On the Yandex case and the dual nature of digital ecosystems

Digital Markets
On the Yandex case and the dual nature of digital ecosystems
Photo: https://www.tcs.com/perspectives/articles/the-view-inside-seizing-opportunities-in-an-ecosystem-economy 20.01.2022 1511

The case of the SERP features of Yandex refers to a new type of disputes in antitrust law, which arise from the peculiarities of the development of digital ecosystems. The difference between ecosystems and organizations of the industrial age is that their boundaries are more blurred, and the participants in the ecosystem are both inside and outside it at the same time. The coalition companies that opposed Yandex, in this case, are also members of the Yandex ecosystem (they depend on the search service for their work, and Yandex depends on indexed materials supplied by coalition members to be attractive to its users), but as well as its competitors. The dual nature of their relationship is a distinctive feature of the ecosystem model of business organizations in the digital economy. In this model, economic entities are united by a variety of weak ties that form the fabric of the digital ecosystem.

Challenge for the regulator

There is much debate in the antitrust world today about how to properly regulate these new relationships. A number of cases that have swept across jurisdictions from the U.S. to China in the past couple or three years all share one question: how to resolve disputes between participants in ecosystems that are simultaneously in a synergistic and competitive relationship? Disputes about fees in Apple's ecosystem, about how algorithms work in Meta, about product ranking in Amazon, the requirements for members of the Alibaba or Booking.com ecosystems, and the prioritizing their own services in the Google or Yandex ecosystems. Despite the different nuances, all of this is essentially about the rules of operation of digital ecosystems that bring together many different independent players (be they game developers or product retailers).

In the traditional antitrust of the industrial age, such disputes were relatively rare, since the boundaries of the firm were most often clear — and everything that was covered in the industrial economy by corporate or close contractual ties within a group of persons was perceived in antitrust law as a single economic entity. But in the digital ecosystem economy, the boundaries between internal and external have become so blurred that competition authorities are increasingly forced to deal with disputes between participants and organizers of ecosystems, which cannot be classified as a single business, but are interwoven by a multitude of often poorly formalized connections. These ties nevertheless create a sustainable economic organism, which is called an ecosystem, albeit a digital one. Resolving these ecosystem relationships is a new challenge for antitrust policy worldwide. 

On power and compromise 

So far, there are many difficulties with this. For example, in the European case against Google (commonly referred to as the Google Shopping case), similar to the case of the SERP features of Yandex, the antitrust response measures that the European Commission agreed with Google did not work and, by the admission of the head of the European antitrust regulator, Ms. Vestager, did not lead to an alignment between Google and the participants of its search ecosystem. 

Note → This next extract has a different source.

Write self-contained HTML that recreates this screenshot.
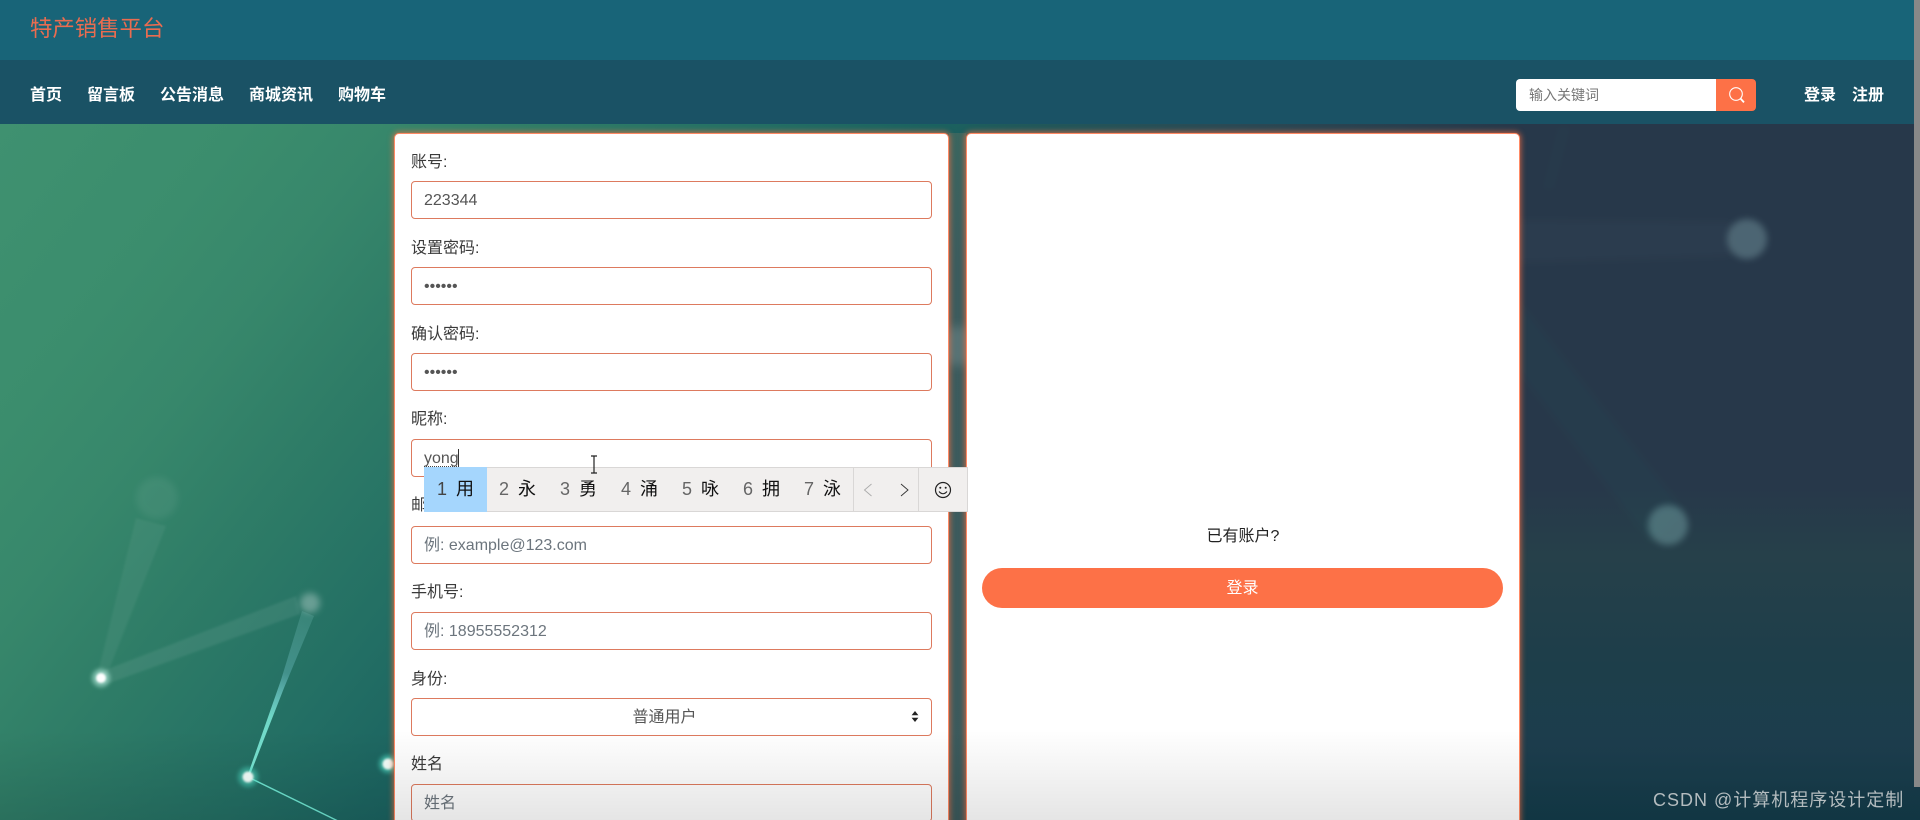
<!DOCTYPE html>
<html lang="zh-CN">
<head>
<meta charset="utf-8">
<title>特产销售平台</title>
<style>
html,body{margin:0;padding:0;width:1920px;height:820px;overflow:hidden;background:#27384a}
*{box-sizing:border-box}
body{position:relative;font-family:"Liberation Sans","Noto Sans CJK SC",sans-serif;font-size:16px;color:#333}
.a{position:absolute;white-space:nowrap}
#bg{left:0;top:124px;width:1920px;height:696px;background:
 linear-gradient(128deg,#3f9170 0%,#3b8d6d 10%,#37876b 16%,#2f7d67 22%,#236f64 31%,#1a6260 38%,#1f5a5b 41%,#2a4a55 50%,#27384a 62%,#27384a 100%)}
#bgr{left:950px;top:124px;width:970px;height:696px;background:linear-gradient(180deg,rgba(38,64,74,0) 0%,rgba(38,64,74,0) 52%,rgba(38,64,74,1) 62%,#1d3e4a 78%,#1c3d4d 90%,#133c4a 100%)}
#gap{left:949px;top:133px;width:17px;height:687px;background:linear-gradient(180deg,#3a665f 0%,#3c5c5e 20%,#3b5a5c 100%)}
#top{left:0;top:0;width:1920px;height:60px;background:#186478}
#nav{left:0;top:60px;width:1920px;height:64px;background:#1a5265}
.brand{left:30px;top:13px;font-size:22.4px;line-height:32px;color:#e96c50}
.n{top:80px;font-size:16px;line-height:32px;font-weight:700;color:#fff}
.s{left:1516px;top:79px;width:200px;height:32px;background:#fff;border-radius:4px 0 0 4px;font-size:14px;line-height:32px;padding-left:13px;color:#777}
.sb{left:1716px;top:79px;width:40px;height:32px;background:#fd7147;border-radius:0 4px 4px 0}
.card{background:#fff;border:1px solid #ff8a65;border-radius:5px;box-shadow:0 0 6px 1px rgba(255,112,67,.7);top:133px;height:720px}
.l{left:411px;font-size:16px;line-height:24px;color:#3a3a3a}
.i{left:411px;width:521px;height:38px;border:1px solid #dd7a5e;border-radius:4px;background:#fff;line-height:37px;padding-left:12px;color:#555;font-size:16px}
.ph{color:#6c757d}
.ime{left:424px;top:467px;width:544px;height:45px;background:#f1efee;border:1px solid #d9d7d6}
.h{left:424px;top:467px;width:63px;height:45px;background:#a5d6fd}
.d{top:467px;font-size:18px;line-height:44px;color:#666;transform:translateX(-50%)}
.c{top:467px;font-size:18px;line-height:44px;color:#111;transform:translateX(-50%)}
.btn{left:982px;top:568px;width:521px;height:40px;border-radius:20px;background:#fd7147;color:#fff;text-align:center;line-height:41px;font-size:16px}
#fade{left:0;top:730px;width:1920px;height:90px;background:linear-gradient(180deg,rgba(0,0,0,0),rgba(0,0,0,.1))}
#sc{left:1914px;top:0;width:6px;height:787px;background:#888}
#wm{left:1653px;top:786px;font-size:18px;line-height:28px;color:#b4bcbf;letter-spacing:1px}
</style>
</head>
<body>
<div class="a" id="bg"></div>
<div class="a" id="bgr"></div>
<div class="a" id="gap"></div>
<svg class="a" style="left:0;top:0" width="1920" height="820" viewBox="0 0 1920 820">
<defs>
<filter id="b1" x="-50%" y="-50%" width="200%" height="200%"><feGaussianBlur stdDeviation="2"/></filter>
<filter id="b2" x="-50%" y="-50%" width="200%" height="200%"><feGaussianBlur stdDeviation="1"/></filter>
<filter id="b4" x="-50%" y="-50%" width="200%" height="200%"><feGaussianBlur stdDeviation="3.5"/></filter>
<filter id="b3" x="-100%" y="-100%" width="300%" height="300%"><feGaussianBlur stdDeviation="5"/></filter>
<linearGradient id="g1" gradientUnits="userSpaceOnUse" x1="248" y1="777" x2="310" y2="603"><stop offset="0" stop-color="#7be8d6"/><stop offset=".35" stop-color="#7be8d6" stop-opacity=".85"/><stop offset=".6" stop-color="#9ef" stop-opacity=".25"/><stop offset="1" stop-color="#bff" stop-opacity=".1"/></linearGradient>
</defs>
<g filter="url(#b2)">
<polygon points="97,676 105,680 166,526 136,518" fill="#fff" opacity=".05"/>
<polygon points="100,672 104,685 300,614 296,596" fill="#fff" opacity=".07"/>
</g>
<polygon points="247.2,776.5 249,777.5 284,688 314,616 302,611 281,680" fill="url(#g1)"/>
<line x1="248" y1="777" x2="340" y2="822" stroke="#6fe6d2" stroke-width="1.4"/>
<circle cx="157" cy="498" r="21" fill="#fff" opacity=".06" filter="url(#b4)"/>
<circle cx="310" cy="603" r="10" fill="#fff" opacity=".3" filter="url(#b4)"/>
<circle cx="101" cy="678" r="9" fill="#bff5e6" opacity=".55" filter="url(#b1)"/>
<circle cx="101" cy="678" r="5" fill="#fff" filter="url(#b2)"/>
<circle cx="248" cy="777" r="10" fill="#4fe0c8" opacity=".5" filter="url(#b1)"/>
<circle cx="248" cy="777" r="5.5" fill="#f4fffb" filter="url(#b2)"/>
<circle cx="388" cy="764" r="9" fill="#4fe0c8" opacity=".6" filter="url(#b1)"/>
<circle cx="388" cy="764" r="5.5" fill="#f4fffb" filter="url(#b2)"/>
<circle cx="958" cy="346" r="20" fill="#fff" opacity=".14" filter="url(#b3)"/>
<g filter="url(#b4)">
<polygon points="1510,220 1510,263 1730,256 1730,222" fill="#fff" opacity=".018"/>
<polygon points="1510,290 1510,360 1650,542 1685,512" fill="#4fa" opacity=".018"/>
<polygon points="1545,188 1552,188 1568,128 1560,128" fill="#4fa" opacity=".015"/>
</g>
<circle cx="1747" cy="239" r="20" fill="#8fb5bb" opacity=".36" filter="url(#b4)"/>
<circle cx="1668" cy="525" r="20" fill="#8fc5c5" opacity=".36" filter="url(#b4)"/>
</svg>

<div class="a" id="top"></div>
<div class="a" id="nav"></div>
<div class="a brand">特产销售平台</div>
<div class="a n" style="left:30px">首页</div>
<div class="a n" style="left:87px">留言板</div>
<div class="a n" style="left:160px">公告消息</div>
<div class="a n" style="left:249px">商城资讯</div>
<div class="a n" style="left:338px">购物车</div>
<div class="a s">输入关键词</div>
<div class="a sb"><svg width="40" height="32" viewBox="0 0 40 32" style="display:block"><circle cx="20" cy="15" r="6.3" fill="none" stroke="#fff" stroke-width="1.1"/><path d="M24.6 19.6L28 23.4" stroke="#fff" stroke-width="1.8" fill="none"/></svg></div>
<div class="a n" style="left:1804px">登录</div>
<div class="a n" style="left:1852px">注册</div>

<div class="a card" style="left:394px;width:555px"></div>
<div class="a card" style="left:966px;width:554px"></div>

<div class="a l" style="top:151px">账号:</div>
<div class="a i" style="top:181px">223344</div>
<div class="a l" style="top:237px">设置密码:</div>
<div class="a i" style="top:267px">••••••</div>
<div class="a l" style="top:323px">确认密码:</div>
<div class="a i" style="top:353px">••••••</div>
<div class="a l" style="top:408px">昵称:</div>
<div class="a i" style="top:439px">yong</div>
<div class="a" style="left:424px;top:466px;width:33px;border-top:1px dotted #444"></div>
<div class="a" style="left:458px;top:449px;width:1px;height:18px;background:#333"></div>
<div class="a l" style="top:494px">邮箱:</div>
<div class="a i ph" style="top:526px">例: example@123.com</div>
<div class="a l" style="top:581px">手机号:</div>
<div class="a i ph" style="top:612px">例: 18955552312</div>
<div class="a l" style="top:668px">身份:</div>
<div class="a i" style="top:698px;text-align:center;padding-left:0;padding-right:14px">普通用户</div>
<svg class="a" style="left:910px;top:710px" width="10" height="13" viewBox="0 0 10 13"><path d="M5 1L8.4 5.2H1.6ZM5 12L1.6 7.8H8.4Z" fill="#222"/></svg>
<div class="a l" style="top:753px">姓名</div>
<div class="a i ph" style="top:784px">姓名</div>

<div class="a" style="left:966px;top:525px;width:554px;text-align:center;font-size:16px;line-height:24px;color:#222">已有账户?</div>
<div class="a btn">登录</div>

<div class="a ime"></div>
<div class="a h"></div>
<div class="a d" style="left:442px;color:#444">1</div><div class="a c" style="left:465px">用</div>
<div class="a d" style="left:504px">2</div><div class="a c" style="left:527px">永</div>
<div class="a d" style="left:565px">3</div><div class="a c" style="left:588px">勇</div>
<div class="a d" style="left:626px">4</div><div class="a c" style="left:649px">涌</div>
<div class="a d" style="left:687px">5</div><div class="a c" style="left:710px">咏</div>
<div class="a d" style="left:748px">6</div><div class="a c" style="left:771px">拥</div>
<div class="a d" style="left:809px">7</div><div class="a c" style="left:832px">泳</div>
<div class="a" style="left:853px;top:468px;width:1px;height:43px;background:#d9d7d6"></div>
<div class="a" style="left:918px;top:468px;width:1px;height:43px;background:#d9d7d6"></div>
<svg class="a" style="left:860px;top:480px" width="100" height="20" viewBox="0 0 100 20">
<path d="M11.5 4L4.5 10L11.5 16" fill="none" stroke="#aaa" stroke-width=".9"/>
<path d="M41 4L48 10L41 16" fill="none" stroke="#333" stroke-width=".9"/>
<circle cx="83" cy="10" r="7.5" fill="none" stroke="#222" stroke-width="1.2"/>
<circle cx="80.3" cy="7.8" r="1" fill="#222"/><circle cx="85.7" cy="7.8" r="1" fill="#222"/>
<path d="M79 11.5Q83 16 87 11.5" fill="none" stroke="#222" stroke-width="1.1"/>
</svg>
<svg class="a" style="left:589px;top:455px" width="10" height="19" viewBox="0 0 10 19"><path d="M2 1H8M5 1V18M2 18H8" fill="none" stroke="#222" stroke-width="1.2"/></svg>

<div class="a" id="fade"></div>
<div class="a" id="sc"></div>
<div class="a" id="wm">CSDN @计算机程序设计定制</div>
</body>
</html>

The participants in the case of the Yandex SERP features went to a settlement agreement, which demonstrates the very aspect of codependency, inherent in the digital economy, which creates the conditions for compromise: "Yandex is also dependent on working with the coalition, and the relationship between the players is difficult to regulate by existing antitrust means. The second important characteristic of the reached settlement agreement was that the leaders of the respective market segments were on the side of the coalition, and their negotiating position was very strong. However, small players will not always be able to rely on market self-regulation, as happened in this case. They will rely only on state regulation, which means that the role of the FAS increases when digital giants like Yandex are on one side and small companies on the other. 

On the antitrust update

We observe the regulator's flexibility and its willingness to compromise when it understands the complexity of the antitrust dispute due to the novelty of economic relations. But at the same time, we see the need to change approaches to antimonopoly regulation so that the regulator has more tools and understandable procedures to protect competition in the ecosystem economy. Almost all leading law enforcement agencies have now taken this path: in Europe, a law is being adopted on the gatekeepers of the digital economy, China has a whole set of new rules for ecosystem operations that focus on transparency of algorithms and nondiscrimination of participants; the United States has a large package of initiatives aimed at regulating competition within ecosystems. I hope that in Russia, too, antitrust law will be adapted to these new conditions, so that the regulator can promptly apply measures to protect competition in the ecosystem economy without waiting for lengthy negotiations and compromise decisions by market participants.